Dikatakan bahwa aḥwāl merupakan karunia-karunia pemberian, sedang maqām-maqām bisa diusahakan dengan mendahulukan aḥwāl. Seakan-akan maqām merupakan buah-buah hasilnya. Sedang keberadaan aḥwāl sebagai karunia-karunia pemberian adalah setelah adanya langkah untuk mencapainya, seperti menghilangkan kebiasaan-kebiasaan buruk dan gejolak nafsu pribadi, serta menghadiri kalangan perkumpulan zikir dan konser spiritual disertai kekosongan bathin dari halangan-halangannya.

Aḥwāl terkadang berupa kegelapan, gejolak nafsani, dan rekayasa setani. Orang-orang lalai kadang menjadi jadzab, sehingga mereka menghabiskan siang dan malam dengan terfokus pada kelalaian mereka, hilang dari rasa keberadaan diri mereka.
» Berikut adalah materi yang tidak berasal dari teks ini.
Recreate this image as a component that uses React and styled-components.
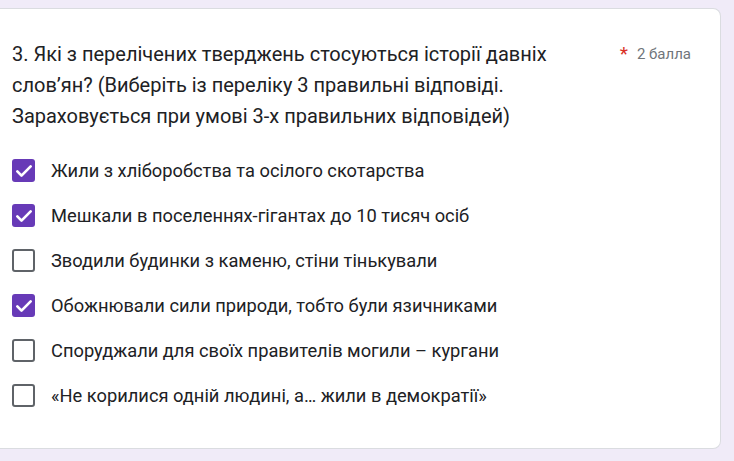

Aḥwāl ke-Tuhan-an adalah aḥwāl yang timbul dari zikir Allah, dari hati-hati yang terterangi, dan dari mendengarkan ḥāl-ḥāl yang menggerakkan menuju al-Ḥadhrat Allah. Namun terkadang juga bisa timbul dari mendengarkan kelalaian. Bila dia seorang ‘ārif maka dia mampu mengarahkan dari kebatilan menuju kebenaran. Sebagaimana yang dialami seorang lelaki yang mendengar ucapan penyair:

Ketika 20 Sya‘ban telah lewat
Lanjutkanlah minum-minum malammu
Sampai siang menyapa, dan
Jangan kamu minum
Hanya dengan wadah-wadah kecil
Karena waktu begitu sempit
Jika hanya dengan wadah-wadah kecil.

Mendengar ini, wajahnya menerawang tak tentu arah, dan dia pergi ke Mekkah. Dia tinggal di sana, hidup bertetangga, sampai wafat. Semoga Allah meridhainya.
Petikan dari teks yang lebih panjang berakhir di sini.